We camped at Mohican Wilderness for their annual River of Fire which is a Halloween celebration. We had a about 20 friends and family and enjoyed a fantastic weekend of beautiful weather. Our kids won best costume and our friend's black lab won the dog dressup while their choc lab took second. My nieces, nephew, grandson, and dog won first place as the Scooby Doo Gang. It turned out awesome and was hilarious to see. We even made a tail extension for my dog as Scooby and he kept it on the whole time. Then we had a a music player in the Mystery Machine playing the theme song. We also decorated campsites and carved pumpkins. The kids (and my dog Buster) were celebrities all weekend and had a blast!


----------



## egregg57 (Feb 13, 2006)

rsm7 said:


> We camped at Mohican Wilderness for their annual River of Fire which is a Halloween celebration. We had a about 20 friends and family and enjoyed a fantastic weekend of beautiful weather. Our kids won best costume and our friend's black lab won the dog dressup while their choc lab took second. My nieces, nephew, grandson, and dog won first place as the Scooby Doo Gang. It turned out awesome and was hilarious to see.
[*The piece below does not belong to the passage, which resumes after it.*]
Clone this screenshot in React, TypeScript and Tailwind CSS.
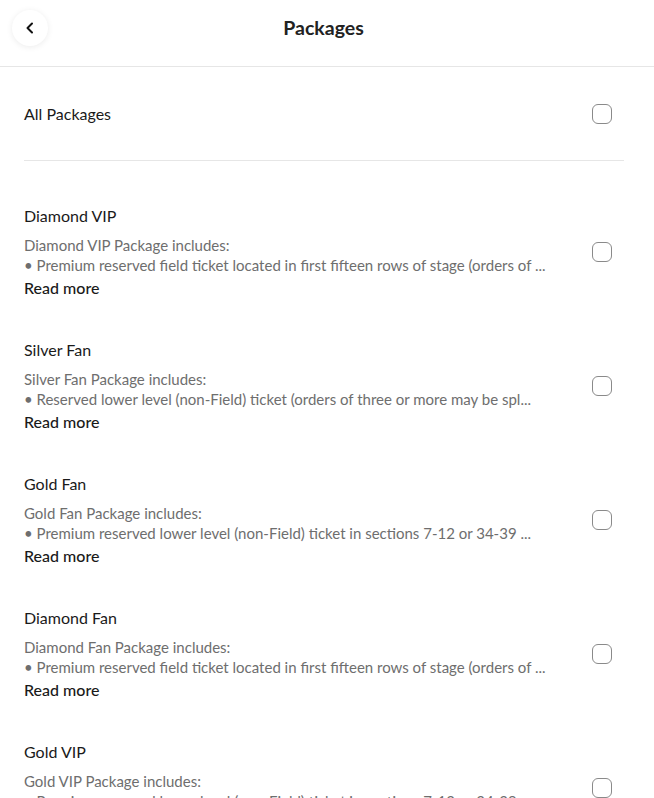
import React from "react";

const items = [
  {
    title: "Diamond VIP",
    l1: "Diamond VIP Package includes:",
    l2: "• Premium reserved field ticket located in first fifteen rows of stage (orders of ...",
  },
  {
    title: "Silver Fan",
    l1: "Silver Fan Package includes:",
    l2: "• Reserved lower level (non-Field) ticket (orders of three or more may be spl...",
  },
  {
    title: "Gold Fan",
    l1: "Gold Fan Package includes:",
    l2: "• Premium reserved lower level (non-Field) ticket in sections 7-12 or 34-39 ...",
  },
  {
    title: "Diamond Fan",
    l1: "Diamond Fan Package includes:",
    l2: "• Premium reserved field ticket located in first fifteen rows of stage (orders of ...",
  },
  {
    title: "Gold VIP",
    l1: "Gold VIP Package includes:",
    l2: "• Premium reserved lower level (non-Field) ticket in sections 7-12 or 34-39 ...",
  },
];

function Checkbox() {
  return <div className="w-5 h-5 rounded-[6px] border border-[#8a8a8a] bg-white shrink-0" />;
}

export default function App() {
  return (
    <div className="w-full bg-white text-[#1a1a1a]" style={{ fontFamily: "Lato, 'Liberation Sans', sans-serif" }}>
      <header className="relative h-[67px] border-b border-[#e6e6e6] flex items-center justify-center pr-[7px]">
        <button className="absolute left-3 top-[10px] w-9 h-9 rounded-full bg-white shadow-[0_1px_6px_rgba(0,0,0,0.08)] flex items-center justify-center">
          <svg width="14" height="14" viewBox="0 0 14 14" fill="none">
            <path d="M9 2.5L4.5 7L9 11.5" stroke="#111" strokeWidth="2" strokeLinecap="round" strokeLinejoin="round" />
          </svg>
        </button>
        <h1 className="text-[19.5px] font-bold text-[#222] -mt-[10px]">Packages</h1>
      </header>
      <main className="pl-6 pr-[30px]">
        <div className="h-[94px] flex items-center justify-between border-b border-[#e6e6e6] pr-3">
          <span className="text-[16px]">All Packages</span>
          <Checkbox />
        </div>
        <div className="pt-6">
          {items.map((it) => (
            <div key={it.title} className="py-[19px] flex items-center justify-between pr-3">
              <div className="min-w-0 flex-1 pr-[40px]">
                <div className="text-[16px] leading-6">{it.title}</div>
                <div className="mt-[7px] text-[15px] leading-5 text-[#6e6e6e] whitespace-nowrap overflow-hidden">
                  <div>{it.l1}</div>
                  <div>{it.l2}</div>
                </div>
                <div className="text-[16px] leading-6 mt-[1px] font-medium">Read more</div>
              </div>
              <Checkbox />
            </div>
          ))}
        </div>
      </main>
    </div>
  );
}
We even made a tail extension for my dog as Scooby and he kept it on the whole time. Then we had a a music player in the Mystery Machine playing the theme song. We also decorated campsites and carved pumpkins. The kids (and my dog Buster) were celebrities all weekend and had a blast!


 Ha! That's cool! We are going to Danforth Bay at the end of the month. There is supposed to be a bunch of that sort of thing going on there too. I plan on joining in on some of the holiday fun myself!

Eric


----------



## 4ME (Sep 11, 2006)

Way Cool! Looked like alot of fun.


----------



## psychodad (Dec 9, 2008)

I met you at Mohican Wilderness at last years Haloween campout. I have an outback, grew up in Lagrange, gave popup to kids and still store it at my place. You had great weather. We had a family wedding so we could not make it this year. Just curious, why did you get ride of your outback


----------



## jayger (Sep 29, 2011)

Love it!!


----------



## rsm7 (Aug 8, 2009)

psychodad said:


> I met you at Mohican Wilderness at last years Haloween campout. I have an outback, grew up in Lagrange, gave popup to kids and still store it at my place. You had great weather. We had a family wedding so we could not make it this year. Just curious, why did you get ride of your outback


I remember you. I was wondering if you would be there this year. No issues at all with the Outback. We made a mistake on the floorplan. We thought we wanted a bunkhouse for the kids in the pictures who we take camping with us. Later on we wished we had a more "adult" or "couples" oriented floorplan-namely a larger bathroom and more kitchen counter space. The kids can sleep wherever, they only go with us 2-4 times a year. Actually this year they've started sleeping in their own tent. Plus like you my own adult kids used my old popup but I found a great deal on a used Jayco bunkhouse, so I sold the popup and let my kids use the Jayco, their "fee" is their little cousins (kids in the pics) sleep in it with them! Nice huh?


----------